По противоположному берегу протоки наконец-то вышли к продолжению дороги ведущей в Глухари. Она обозначалась ясно, только промеж колеи выросли большие березы и сосны, точно такие же, как и на обочине: значит по ней не ездили лет тридцать-сорок. Здесь и раньше было глухое место, основные поселения ставились выше по течению реки, там валили лес и вязали плоты, а сюда отсылали самых ненадежных и опасных заключенных.

И вот наконец дорога привела нас до места. То, что это были Глухари – не было никакого сомнения. Однако не оказалось ничего такого, что мы ожидали увидеть: ни остатков построек, ни колючей проволоки, лишь через одинаковые промежутки, заросшие кипреем обваленные ямы в рост человека. По периметру вокруг ям шли ямки поменьше, видимо для столбов и вышек… Вывезено оказалось всё, даже создалось ощущение, что опустошённое место ещё на несколько раз прочесали, а напоследок и подмели. Забыли только один деревянный столб с глубокими пазами, на котором мы и вырезали православный крест. Присев возле него, доели из мокрых рюкзаков двух рыбок и последние остатки мокрого хлеба.

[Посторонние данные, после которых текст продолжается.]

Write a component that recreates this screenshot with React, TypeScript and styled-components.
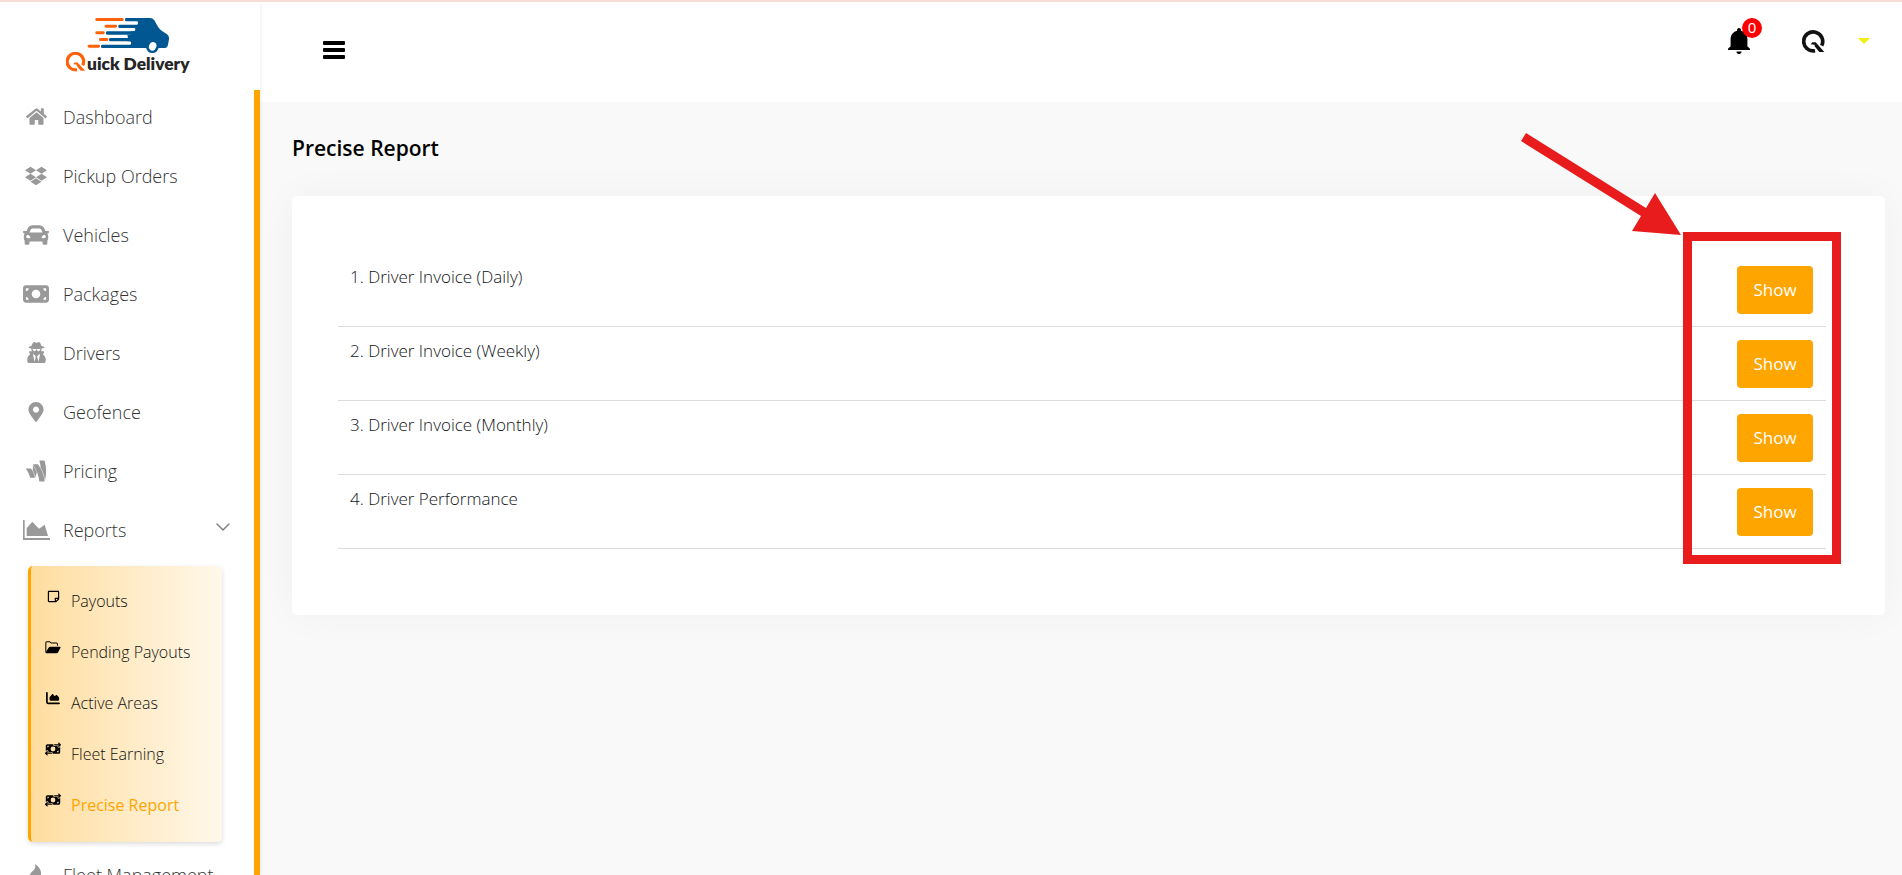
import React from "react";
import styled, { createGlobalStyle, css } from "styled-components";
import {
  FaHome,
  FaDropbox,
  FaCar,
  FaUserSecret,
  FaMapMarkerAlt,
  FaGoogleWallet,
  FaRegStickyNote,
} from "react-icons/fa";
import { FaMoneyBill, FaChartArea, FaMoneyBillTransfer } from "react-icons/fa6";
import { IoMdNotifications } from "react-icons/io";
import { BsChevronDown } from "react-icons/bs";

const orange = "#ffa500";

const GlobalStyle = createGlobalStyle`
  *, *::before, *::after { box-sizing: border-box; }
  body {
    margin: 0;
    background: #f9f9f9;
    color: #111417;
    font-family: "Open Sans", "Noto Sans", sans-serif;
    font-size: 17px;
    font-weight: 300;
    line-height: 24px;
  }
  button { font: inherit; cursor: pointer; }
  a { color: inherit; text-decoration: none; }
  ul { list-style: none; margin: 0; padding: 0; }
`;

const Page = styled.div`
  display: flex;
  height: 100vh;
  overflow: hidden;
  border-top: 2px solid #f6ddd5;
`;

const Sidebar = styled.aside`
  display: flex;
  flex-direction: column;
  flex: 0 0 260px;
  background: #fff;
  box-shadow: 0 0 4px rgba(0, 0, 0, 0.1);
  z-index: 1;
`;

const LogoLink = styled.a`
  flex: 0 0 88px;
  padding: 16px 0 0 66px;
`;

const NavScroll = styled.nav`
  flex: 1;
  min-height: 0;
  overflow: hidden;
  border-right: 6px solid ${orange};
`;

const NavLink = styled.a`
  display: flex;
  align-items: center;
  height: 59px;
  padding: 0 23px 6px 20px;
  gap: 11px;
  color: #333;
  font-size: 18px;
  white-space: nowrap;
`;

const NavIcon = styled.span<{ $size: number }>`
  display: flex;
  justify-content: center;
  width: 32px;
  color: #999;
  font-size: ${(p) => p.$size}px;
`;

const NavLabel = styled.span`
  flex: 1;
`;

const Chevron = styled(BsChevronDown)`
  color: #777;
  stroke: #777;
  stroke-width: 0.5px;
  font-size: 16px;
  margin-bottom: 6px;
`;

const SubMenu = styled.ul`
  margin: 4px 32px 6px 28px;
  padding: 9px 0 12px;
  border-left: 3px solid ${orange};
  border-radius: 5px;
  background: linear-gradient(to right, #ffdd9f, #fff8ea);
  box-shadow: 0 2px 5px rgba(0, 0, 0, 0.14);
`;

const SubLink = styled.a<{ $active?: boolean }>`
  display: flex;
  align-items: center;
  height: 51px;
  padding-left: 13px;
  gap: 9px;
  color: #111;
  font-size: 16px;
  white-space: nowrap;
  ${(p) =>
    p.$active &&
    css`
      color: ${orange};
      font-weight: 400;
    `}
`;

const SubIcon = styled.span<{ $size: number }>`
  display: flex;
  justify-content: center;
  width: 18px;
  padding-bottom: 9px;
  color: #000;
  font-size: ${(p) => p.$size}px;
`;

const Main = styled.div`
  flex: 1;
  min-width: 0;
`;

const Header = styled.header`
  display: flex;
  align-items: flex-start;
  justify-content: space-between;
  height: 100px;
  padding: 0 32px 0 60px;
  background: #fff;
`;

const IconButton = styled.button`
  display: flex;
  align-items: center;
  padding: 0;
  border: 0;
  background: none;
  color: #000;
`;

const MenuButton = styled(IconButton)`
  margin: 39px 0 0 3px;
`;

const HeaderTools = styled.div`
  display: flex;
  align-items: center;
  margin-top: 23px;
`;

const BellButton = styled(IconButton)`
  position: relative;
  margin-right: 47px;
  font-size: 32px;
`;

const Badge = styled.span`
  position: absolute;
  top: -7px;
  right: -7px;
  width: 20px;
  height: 20px;
  border-radius: 50%;
  background: #f00;
  color: #fff;
  font-family: "Noto Sans", sans-serif;
  font-size: 15px;
  font-weight: 400;
  line-height: 19px;
  text-align: center;
`;

const AccountButton = styled(IconButton)`
  gap: 33px;
`;

const Caret = styled.span`
  border: 6px solid transparent;
  border-top-color: #f3ef12;
  border-bottom: 0;
`;

const Content = styled.main`
  padding: 32px 17px 0 32px;
`;

const Title = styled.h1`
  margin: 0 0 34px;
  color: #000;
  font-size: 21px;
  font-weight: 600;
  line-height: 28px;
`;

const Panel = styled.section`
  position: relative;
  padding: 57px 59px 66px 46px;
  border-radius: 5px;
  background: #fff;
  box-shadow: 0 0 40px rgba(0, 0, 0, 0.04);
`;

const ReportTable = styled.table`
  width: 100%;
  border-collapse: collapse;
`;

const Cell = styled.td<{ $action?: boolean }>`
  padding: ${(p) => (p.$action ? "13px 13px 12px" : "12px 12px")};
  border-bottom: 1px solid #dcdcdc;
  text-align: ${(p) => (p.$action ? "right" : "left")};
  vertical-align: top;
`;

const ShowButton = styled.button`
  display: inline-block;
  width: 76px;
  height: 48px;
  padding: 0;
  border: 0;
  border-radius: 4px;
  background: ${orange};
  color: #fff;
  font-weight: 400;
  vertical-align: top;
`;

const Highlight = styled.div`
  position: absolute;
  top: 36px;
  right: 44px;
  width: 158px;
  height: 332px;
  border: 9px solid #e81c1c;
  pointer-events: none;
`;

const Arrow = styled.svg`
  position: absolute;
  top: -63px;
  right: 204px;
  pointer-events: none;
`;

const LogoWord = styled.text`
  font-family: Lato, sans-serif;
  font-size: 52px;
  font-weight: 800;
`;

function QMark({ size, color, x, y }: { size: number; color: string; x?: number; y?: number }) {
  return (
    <svg x={x} y={y} width={size} height={size} viewBox="0 0 69 69">
      <path d="M39 62.100A28.500 28.500 0 1 1 59 47" fill="none" stroke={color} strokeWidth="11" />
      <path d="M26 43 31 37H41L67 66H52L38 49V44Z" fill={color} />
    </svg>
  );
}

function Logo() {
  return (
    <svg width="126" height="60" viewBox="198 54 378 180" role="img" aria-label="Quick Delivery">
      <g fill="#ff6108">
        <rect x="286" y="54" width="85" height="9" rx="4" />
        <rect x="314" y="74" width="37" height="9" rx="4" />
        <rect x="286" y="94" width="28" height="9" rx="4" />
        <rect x="297" y="114" width="28" height="9" rx="4" />
        <rect x="263" y="134" width="37" height="9" rx="4" />
      </g>
      <g fill="#005792">
        <rect x="375" y="54" width="50" height="10" rx="4" />
        <rect x="355" y="74" width="70" height="10" rx="4" />
        <rect x="318" y="94" width="105" height="10" rx="4" />
        <rect x="327" y="114" width="95" height="10" rx="4" />
        <rect x="303" y="134" width="120" height="10" rx="4" />
        <path d="M412 54H450Q458 54 463 61L474 80Q479 88 485 92L500 102Q508 107 507 118L504 134Q502 144 492 144H392V134Q396 124 388 124H382Q386 104 380 104H392V94H404Q409 84 402 84H412V74Q418 64 409 64H412Z" />
        <circle cx="457" cy="140" r="19" />
      </g>
      <ellipse cx="458" cy="139" rx="11" ry="13" fill="#fff" transform="rotate(20 458 139)" />
      <QMark size={60} color="#ff6108" x={197} y={155} />
      <LogoWord x="261" y="211" fill="#252525">
        uick Delivery
      </LogoWord>
    </svg>
  );
}

/* Thin-axis area chart for the Reports entry */
function ReportsIcon() {
  return (
    <svg width="27" height="20" viewBox="0 0 81 60" fill="currentColor">
      <path d="M0 0H5V54H81V60H0Z" />
      <path d="M11 48V25L28 5 48 26 65 14 75 48Z" />
    </svg>
  );
}

function FlameIcon() {
  return (
    <svg width="16" height="22" viewBox="0 0 48 66" fill="currentColor">
      <path d="M21 0C34 8 41 20 39 32Q38 37 41 38Q46 64 24 66Q0 64 3 38Q6 26 17 19Q24 12 21 0Z" />
    </svg>
  );
}

function FolderIcon() {
  return (
    <svg width="16" height="13" viewBox="0 0 46 38">
      <path d="M2 33V5Q2 2 5 2H13L18 6H33Q36 6 36 9V14" fill="none" stroke="#000" strokeWidth="3" />
      <path d="M15 17H43Q46 17 45 20L38 33Q37 36 33 36H3Q0 36 2 33L10 20Q12 17 15 17Z" />
    </svg>
  );
}

function MenuIcon() {
  return (
    <svg width="22" height="18" viewBox="0 0 22 18">
      <path d="M1 0H21Q22 0 22 1V3Q22 4 21 4H1Q0 4 0 3V1Q0 0 1 0ZM1 7H21Q22 7 22 8V10Q22 11 21 11H1Q0 11 0 10V8Q0 7 1 7ZM1 14H21Q22 14 22 15V17Q22 18 21 18H1Q0 18 0 17V15Q0 14 1 14Z" />
    </svg>
  );
}

const navItems = [
  { label: "Dashboard", icon: <FaHome />, size: 21 },
  { label: "Pickup Orders", icon: <FaDropbox />, size: 22 },
  { label: "Vehicles", icon: <FaCar />, size: 26 },
  { label: "Packages", icon: <FaMoneyBill />, size: 26 },
  { label: "Drivers", icon: <FaUserSecret />, size: 21 },
  { label: "Geofence", icon: <FaMapMarkerAlt />, size: 20 },
  { label: "Pricing", icon: <FaGoogleWallet />, size: 24 },
  { label: "Reports", icon: <ReportsIcon />, size: 24, open: true },
];

const reportItems = [
  { label: "Payouts", icon: <FaRegStickyNote />, size: 13 },
  { label: "Pending Payouts", icon: <FolderIcon />, size: 14 },
  { label: "Active Areas", icon: <FaChartArea />, size: 14 },
  { label: "Fleet Earning", icon: <FaMoneyBillTransfer />, size: 16 },
  { label: "Precise Report", icon: <FaMoneyBillTransfer />, size: 16, active: true },
];

const reports = [
  "Driver Invoice (Daily)",
  "Driver Invoice (Weekly)",
  "Driver Invoice (Monthly)",
  "Driver Performance",
];

export default function App() {
  return (
    <>
      <GlobalStyle />
      <Page>
        <Sidebar>
          <LogoLink href="#">
            <Logo />
          </LogoLink>
          <NavScroll>
            {navItems.map((item) => (
              <NavLink key={item.label} href="#">
                <NavIcon $size={item.size}>{item.icon}</NavIcon>
                <NavLabel>{item.label}</NavLabel>
                {item.open && <Chevron />}
              </NavLink>
            ))}
            <SubMenu>
              {reportItems.map((item) => (
                <li key={item.label}>
                  <SubLink href="#" $active={item.active}>
                    <SubIcon $size={item.size}>{item.icon}</SubIcon>
                    {item.label}
                  </SubLink>
                </li>
              ))}
            </SubMenu>
            <NavLink href="#">
              <NavIcon $size={22}>
                <FlameIcon />
              </NavIcon>
              <NavLabel>Fleet Management</NavLabel>
            </NavLink>
          </NavScroll>
        </Sidebar>
        <Main>
          <Header>
            <MenuButton aria-label="Toggle menu">
              <MenuIcon />
            </MenuButton>
            <HeaderTools>
              <BellButton aria-label="Notifications">
                <IoMdNotifications />
                <Badge>0</Badge>
              </BellButton>
              <AccountButton aria-label="Account">
                <QMark size={23} color="#111" />
                <Caret />
              </AccountButton>
            </HeaderTools>
          </Header>
          <Content>
            <Title>Precise Report</Title>
            <Panel>
              <ReportTable>
                <tbody>
                  {reports.map((name, i) => (
                    <tr key={name}>
                      <Cell>
                        {i + 1}. {name}
                      </Cell>
                      <Cell $action>
                        <ShowButton>Show</ShowButton>
                      </Cell>
                    </tr>
                  ))}
                </tbody>
              </ReportTable>
              <Highlight />
              <Arrow width="160" height="102" viewBox="0 0 160 102" fill="#e81c1c">
                <path d="M0 8 5 0 125 75 134 60 160 102 111 98 120 83Z" />
              </Arrow>
            </Panel>
          </Content>
        </Main>
      </Page>
    </>
  );
}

Кладбище нашли на горке. На нём не осталось ни одной досочки – только ряды холмиков.

Удивительно, что все холмики поросли молодняком кедрача, хотя вблизи не было ни одного взрослого кедра. Место потрясающе красивое, и все вокруг такое чистое, прозрачный смолистый воздух разливал вокруг силу и покой. Это было идеальное место для токования. Мы с чувством пропели «Царство небесное, вечный покой». Молитва тишиной вошла внутрь и стала торжественной вечностью, чему невозможно подобрать слов. Мы сели, прислонившись с разных сторон к высокой сосне. Заметно темнело, солнце от горизонта освещало все неестественно скользящим светом – как рампа освещает сцену. Было пронзительно тихо. Сил на обратную дорогу не было, спички промокли, еда кончилась. Угрожающе, подсвеченная снизу бордовым, молча, подкрадывалась туча. Плотная, на пол неба, с заготовленным на всю ночь холодным дождём и ветром. Но мы, сидя на чужих могилках под заходящим солнышком и уже ничего не слышали и не видели.